Although existing studies have come to the agreement that explanations are more meaningful when put before an autonomous vehicle action, they failed to take into account that the necessities of providing explanations vary in different driving scenarios. In our experiment, we introduced a "critical score," which is a number ranging between 0 and 1, indicating how necessary an explanation is needed at each timestamp.

2.2 Definition of Critical Score

In previous studies about the relationship between human and autonomous vehicles, there have been various definitions of a critical score, namely, how critical a driving situation is for the passenger. Notably, Yurtsever et al. asked ten participants to watch driving video clips and give a score (subjectively) for the risk of maneuver seen in the videos Yurtsever-risk . After normalizing each annotators’ ratings and taking the mean score as the final risk rating, they defined the top 5% of the riskiest videos as risky. However, it is necessary to distinguish "critical" (subjective) driving scenarios from "accident likely" (objective) situations. In another study, it has been proven that the perceived risk by humans is not necessarily proportional to the actual collision or accident probability associated with a specific driving situation Fuller-related . Keeping these in mind, we proposed a human-centric, XAI-friendly definition of critical score: the necessity of explanation related to a particular driving maneuver.

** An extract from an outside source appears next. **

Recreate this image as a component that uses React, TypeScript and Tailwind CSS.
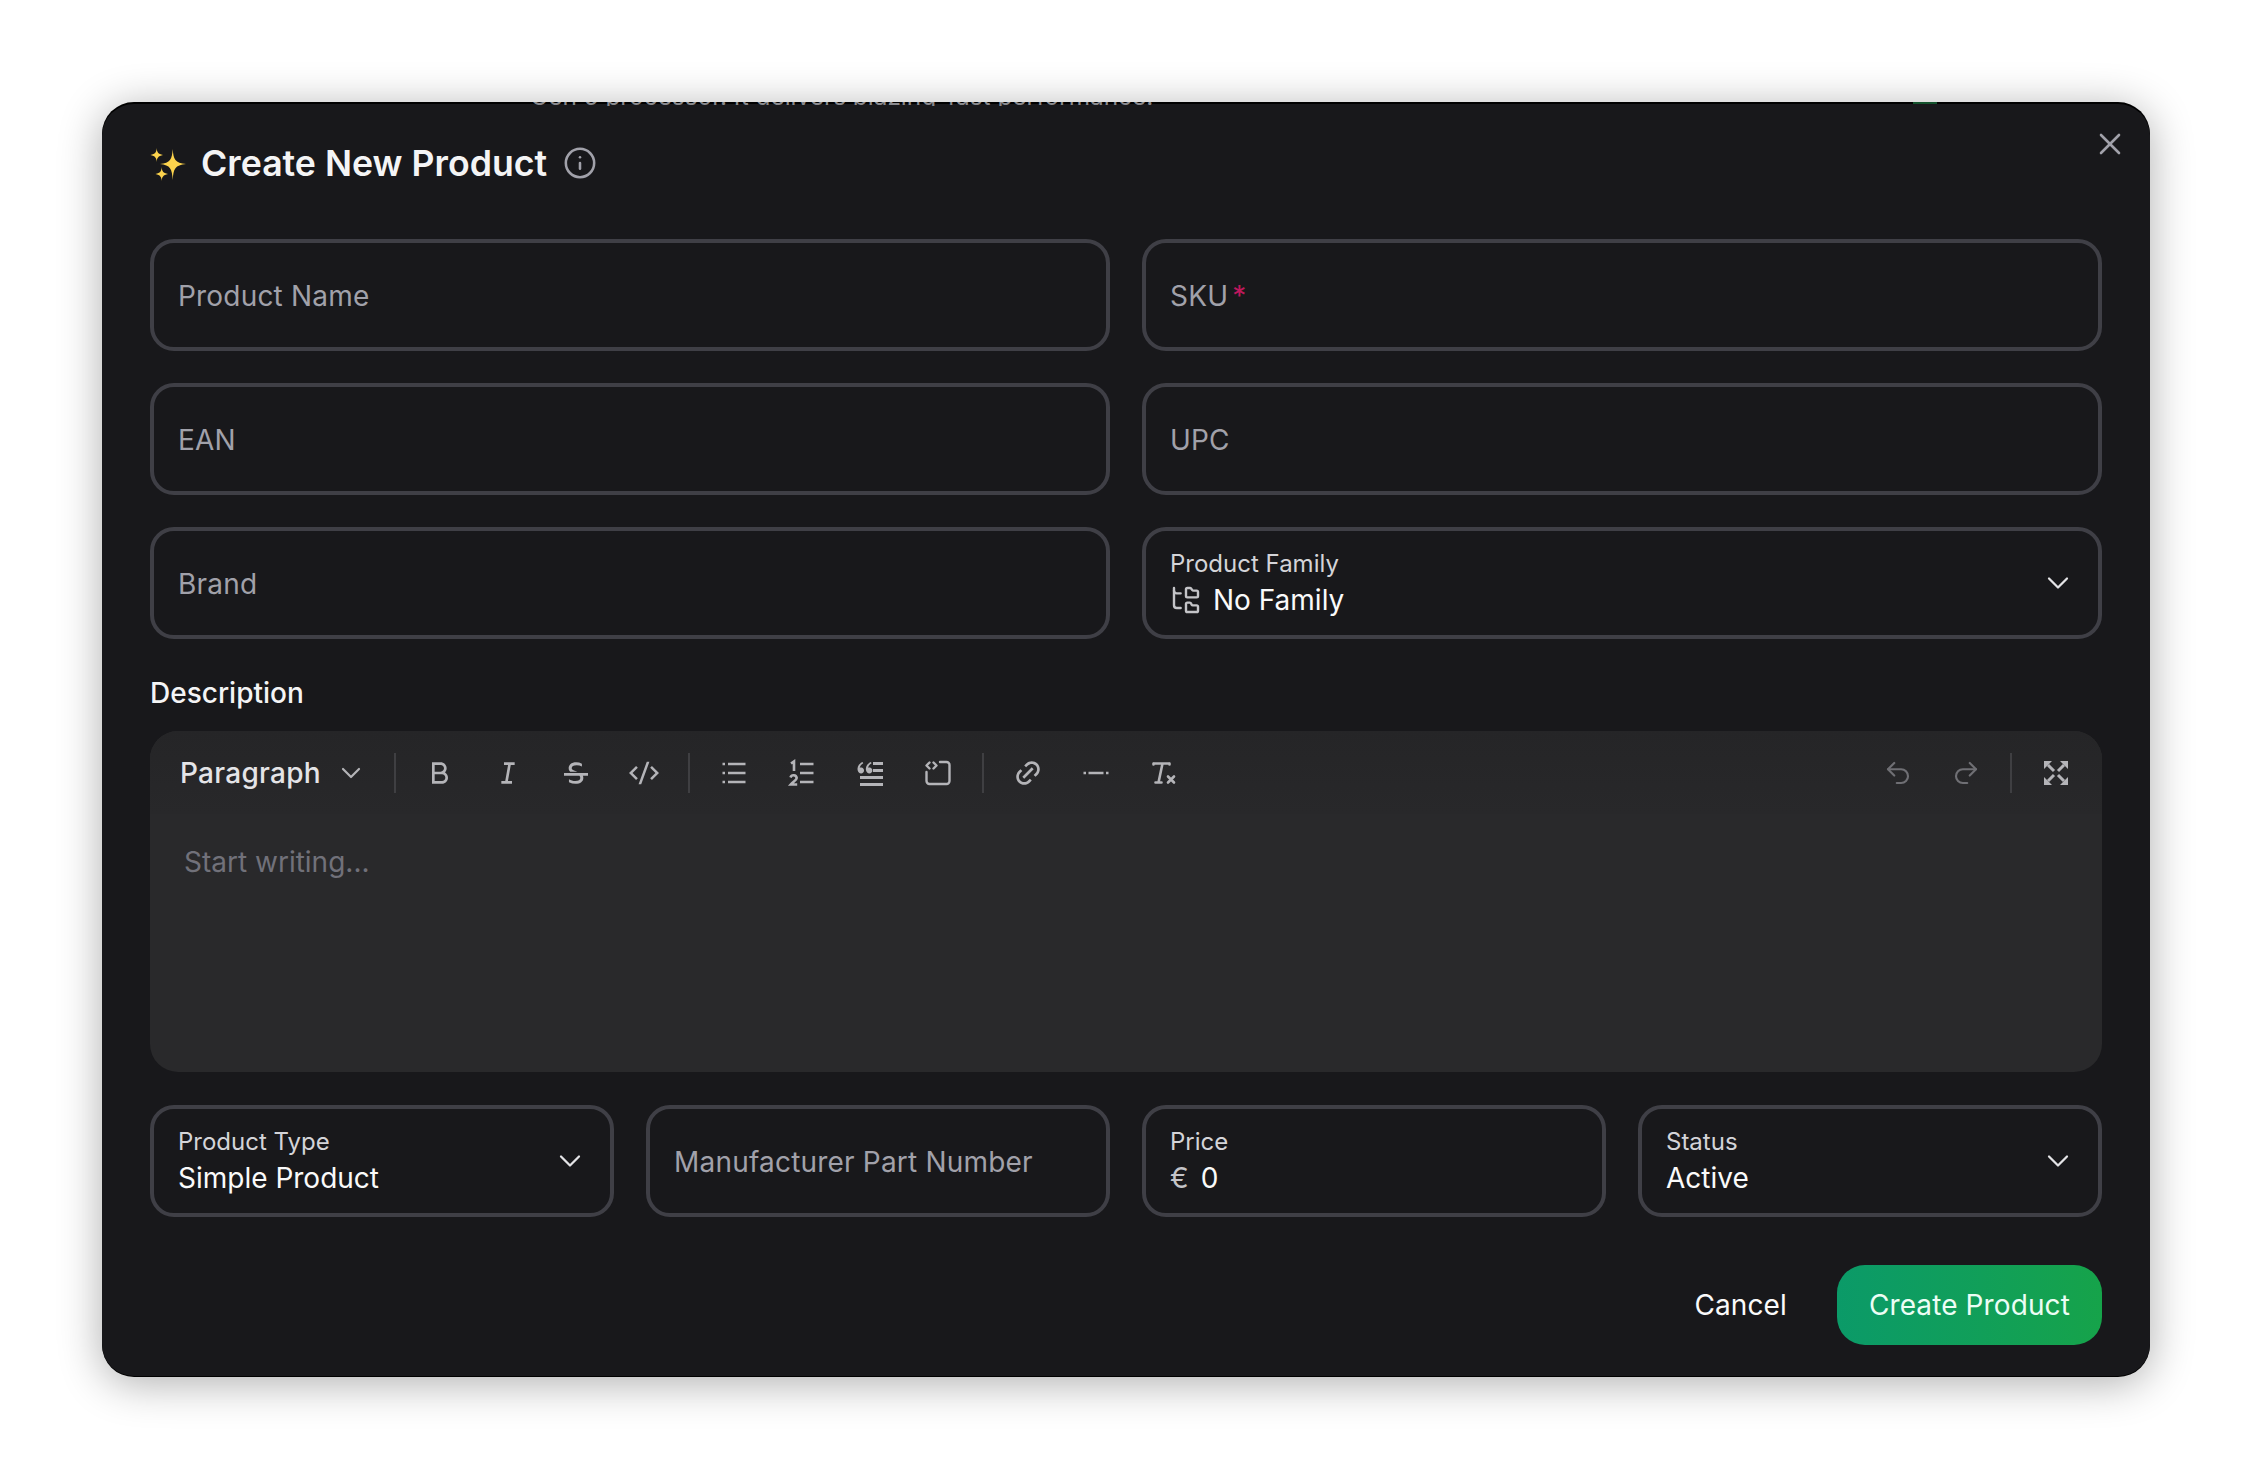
import type { ReactNode } from "react";
import { ChevronDown, FolderTree, Info, Redo2, Undo2, X } from "lucide-react";
import {
  RiBold,
  RiCodeSSlashLine,
  RiDoubleQuotesL,
  RiItalic,
  RiLinkM,
  RiSeparator,
  RiStrikethrough,
} from "react-icons/ri";

function Sparkles() {
  return (
    <svg width="36" height="36" viewBox="0 0 36 36" fill="#fcd34d">
      <path d="M22.7 4 C23.4 14 25 18 36 19 C25 20 23.4 24 22.7 35 C22 24 20.4 20 10 19 C20.4 18 22 14 22.7 4Z" />
      <path d="M6.7 3 C7 7 8 9 13 10 C8 11 7 13 6.7 17 C6.4 13 5.4 11 0.5 10 C5.4 9 6.4 7 6.7 3Z" />
      <path d="M11.7 22 C12 26 13 28 18 29 C13 30 12 32 11.7 36 C11.4 32 10.4 30 5.5 29 C10.4 28 11.4 26 11.7 22Z" />
    </svg>
  );
}

function ExpandIcon() {
  return (
    <svg width="26" height="26" viewBox="0 0 26 26" fill="#b4b4b8" stroke="none">
      <path d="M1 1h8L1 9zM25 1h-8l8 8zM1 25h8l-8-8zM25 25h-8l8-8z" />
      <path d="M5 5l6 6M21 5l-6 6M5 21l6-6M21 21l-6-6" stroke="#b4b4b8" strokeWidth="3" fill="none" />
    </svg>
  );
}

function BulletIcon() {
  return (
    <svg width="30" height="30" viewBox="0 0 30 30" fill="none" stroke="currentColor" strokeWidth="2.5">
      <path d="M9 6h17.5M9 15h17.5M9 24h17.5" />
      <path d="M3.5 6h2.5M3.5 15h2.5M3.5 24h2.5" />
    </svg>
  );
}

function OrderedIcon() {
  return (
    <svg width="30" height="30" viewBox="0 0 30 30" fill="none" stroke="currentColor" strokeWidth="2.6">
      <path d="M4 5.5 7 3.5V13" />
      <path d="M3.5 19.5a3.2 3.2 0 0 1 6.2.5c0 2-3.5 3.5-6 6.5h6.5" />
      <path d="M13 6h13.5M13 15h13.5M13 24h13.5" strokeWidth="2.4" />
    </svg>
  );
}

function CodeBlockIcon() {
  return (
    <svg width="30" height="30" viewBox="0 0 30 30" fill="none" stroke="currentColor" strokeWidth="2.4" strokeLinecap="round" strokeLinejoin="round">
      <path d="M17 4h6.5a3 3 0 0 1 3 3v16a3 3 0 0 1-3 3h-17a3 3 0 0 1-3-3v-9" />
      <path d="M6.5 4.5 3.5 7.5l3 3M10.5 4.5l3 3-3 3" />
    </svg>
  );
}

function ClearIcon() {
  return (
    <svg width="30" height="30" viewBox="0 0 30 30" fill="none" stroke="currentColor" strokeWidth="2.6" strokeLinecap="round">
      <path d="M5 5.5h15M4.5 5.5v1M20.5 5.5v1M13.5 5.5 9.5 24.5M6.5 24.5h6" />
      <path d="M19 18.5l6 6M25 18.5l-6 6" />
    </svg>
  );
}

function Box({ children }: { children: ReactNode }) {
  return (
    <div className="flex h-[112px] items-center justify-between rounded-[24px] border-4 border-[#3f3f46] pl-6 pr-[22px]">
      {children}
    </div>
  );
}

function TextField({ label, required }: { label: string; required?: boolean }) {
  return (
    <Box>
      <span className="pt-[2px] text-[28px] tracking-[0.007em] text-[#a1a1aa]">
        {label}
        {required && <span className="ml-1 text-[#be185d]">*</span>}
      </span>
    </Box>
  );
}

function SelectField({ label, children, chevron = true }: { label: string; children: ReactNode; chevron?: boolean }) {
  return (
    <Box>
      <div className="flex flex-col">
        <span className="text-[24px] leading-[34px] text-[#d4d4d8]">{label}</span>
        <div className="flex items-center text-[28px] leading-[38px] text-[#fafafa]">{children}</div>
      </div>
      {chevron && <ChevronDown size={36} strokeWidth={1.5} className="text-[#e4e4e7]" />}
    </Box>
  );
}

function Tool({ children }: { children: ReactNode }) {
  return <button className="flex h-[44px] w-[68px] items-center justify-center text-[#b4b4b8]">{children}</button>;
}

function Sep() {
  return <div className="mx-[10px] h-[40px] w-[2px] bg-[#3f3f42]" />;
}

export default function App() {
  return (
    <div className="flex h-[1480px] justify-center overflow-hidden bg-white pt-[102px] font-['Inter',sans-serif]">
      <div className="relative h-[1275px] w-[2048px] rounded-[32px] bg-black pb-[1px] pt-[2px] shadow-[0_6px_44px_rgba(0,0,0,0.32)]">
        {/* bits of the page behind the dialog */}
        <div className="absolute left-[428px] top-0 z-10 h-[4px] w-[640px] overflow-hidden">
          <div className="-mt-[19px] whitespace-nowrap text-[24.4px] leading-[26px] text-[#8a8a8e]">
            Gen 5 processor. It delivers blazing-fast performance.
          </div>
        </div>
        <div className="absolute left-[1811px] top-0 z-10 h-[2px] w-[24px] bg-[#14532d]" />

        <div className="relative h-full rounded-[32px] bg-[#18181b] px-12 pb-8 pt-[37px]">
          <button className="absolute right-[22px] top-[22px] text-[#a1a1aa]">
            <X size={36} strokeWidth={1.75} />
          </button>

          <div className="flex h-[44px] items-center">
            <Sparkles />
            <h2 className="ml-[15px] text-[35.7px] font-semibold leading-[44px] text-[#f4f4f5]">Create New Product</h2>
            <Info size={34} strokeWidth={1.8} className="ml-4 text-[#a1a1aa]" />
          </div>

          <div className="mt-[54px] grid grid-cols-2 gap-8">
            <TextField label="Product Name" />
            <TextField label="SKU" required />
            <TextField label="EAN" />
            <TextField label="UPC" />
            <TextField label="Brand" />
            <SelectField label="Product Family">
              <FolderTree size={32} strokeWidth={1.8} className="mr-[11px] text-[#c4c4c8]" />
              No Family
            </SelectField>
          </div>

          <div className="mt-[34px] text-[28px] font-medium leading-[40px] text-[#f4f4f5]">Description</div>

          <div className="mt-[18px] h-[341px] overflow-hidden rounded-[28px] bg-[#29292b]">
            <div className="flex h-[83px] items-center bg-gradient-to-b from-[#252527] to-[#28282a] pr-3">
              <button className="ml-[30px] flex items-center text-[28px] font-medium tracking-[0.01em] text-[#e4e4e7]">
                Paragraph
                <ChevronDown size={32} strokeWidth={1.6} className="ml-[14px] text-[#b4b4b8]" />
              </button>
              <div className="mx-[10px] ml-[27px] h-[40px] w-[2px] bg-[#3f3f42]" />
              <Tool><RiBold size={32} /></Tool>
              <Tool><RiItalic size={32} /></Tool>
              <Tool><RiStrikethrough size={32} /></Tool>
              <Tool><RiCodeSSlashLine size={30} /></Tool>
              <Sep />
              <Tool><BulletIcon /></Tool>
              <Tool><OrderedIcon /></Tool>
              <Tool>
                <span className="relative block h-[30px] w-[30px]">
                  <RiDoubleQuotesL size={20} className="absolute left-0 top-0" />
                  <span className="absolute left-[18px] top-[4px] h-[3px] w-[10px] bg-[#b4b4b8]" />
                  <span className="absolute left-[18px] top-[11px] h-[3px] w-[10px] bg-[#b4b4b8]" />
                  <span className="absolute left-[5px] top-[18px] h-[3px] w-[23px] bg-[#b4b4b8]" />
                  <span className="absolute left-[5px] top-[25px] h-[3px] w-[23px] bg-[#b4b4b8]" />
                </span>
              </Tool>
              <Tool><CodeBlockIcon /></Tool>
              <Sep />
              <Tool><RiLinkM size={32} /></Tool>
              <Tool><RiSeparator size={30} /></Tool>
              <Tool><ClearIcon /></Tool>
              <div className="ml-auto flex items-center">
                <button className="flex h-[44px] w-[68px] items-center justify-center text-[#6f6f74]">
                  <Undo2 size={30} strokeWidth={1.7} />
                </button>
                <button className="flex h-[44px] w-[68px] items-center justify-center text-[#6f6f74]">
                  <Redo2 size={30} strokeWidth={1.7} />
                </button>
                <Sep />
                <Tool><ExpandIcon /></Tool>
              </div>
            </div>
            <div className="pl-[34px] pt-[31px] text-[28px] leading-[34px] text-[#71717a]">Start writing...</div>
          </div>

          <div className="mt-[33px] grid grid-cols-4 gap-8">
            <SelectField label="Product Type">Simple Product</SelectField>
            <TextField label="Manufacturer Part Number" />
            <SelectField label="Price" chevron={false}>
              <span className="mr-3 text-[#c4c4c8]">€</span>0
            </SelectField>
            <SelectField label="Status">Active</SelectField>
          </div>

          <div className="mt-[48px] flex items-center justify-end gap-[18px]">
            <button className="px-8 text-[28px] tracking-[0.004em] text-[#fafafa]">Cancel</button>
            <button className="h-[80px] rounded-[28px] bg-gradient-to-r from-[#0b9a68] to-[#16a34a] px-8 text-[28px] tracking-[0.004em] text-[#ecfdf5]">
              Create Product
            </button>
          </div>
        </div>
      </div>
    </div>
  );
}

2.3 Self-driving Explanation Dataset

The existing explanation dataset for self-driving suffers from various issues. For example, Berkeley DeepDrive eXplanation Dataset exhaustively labeled 6970 driving clips with explanations in specified video intervals BDDX . However, a large portion of their driving clips is uneventful samples (e.g., cruising on the highway with constant speed), where humans require little need for the self-driving system to explain the situations. Furthermore, portions of some video clips are anomalous where the drivers do not follow the traffic rules (e.g., does not stop at a stop sign), thus have a poor (or illogical) explanation given the rules of the road. Meanwhile, as the explanations focused on describing the car model’s decisions, the explanation content may not be ideal to promote a smooth conversation.

3 User Study

To understand people’s need for a self-driving explanation for different scenarios, we conducted an online survey-based experiment. The experiment took 40 minutes, where we showed participants driving video clips and collected their responses. The goal of this experiment is to understand: (1) how necessary is a text-based explanation about self-driving car actions for different scenarios; (2) what the generally preferred explanation content is and if this is related to context; and (3) the relationship between user trust and explanations for autonomous vehicles.

3.1 Hypothesis

In our experiment, we target the following outcomes (dependent variables): explanation necessity, preferred explanation content, and user trust. We manipulate, vary, or estimate the following independent variables and influential factors: driving scenarios; explanation content (cause, effect, narrative type, Table LABEL:tab:explanation_format); and presence of explanations. Based on the above three sets of dependent / independent variables, we derived three hypotheses:

1.

Explanation necessity is correlated with driver types, and driving scenarios.
2.

User’s preferred explanation content is dependent on driving scenarios.
3.

The presence of explanations will increase a user’s trust in the automated vehicle.

3.2 Participants

In total, we have 18 participants for this user experiment. The majority of our participants are US college students with ages between 18 and 25. Among the participants, their driving experience is evenly distributed from 0.5 to 6 years.

3.3 Sampling Strategy

The driving video clips are sampled from our explanation dataset, described in the Dataset section. To capture a variety of typical scenarios, we conducted a text-based clustering using our annotated explanations for each video clip in our dataset. Our goal is to capture the different but representative scenarios in the dataset. We used hierarchical clustering with average linkage johnson1967hierarchical . Specifically, we pre-processed the input text by lowercase and converting to TF-IDF score ramos2003using . We used cosine similarity for the distance metric of the clustering. In the end, we used the videos in the 38 cluster centers for the user experiment. Our scenarios cover merging, parking, speed-up, near-crash, traffic-light, and stop-sign events.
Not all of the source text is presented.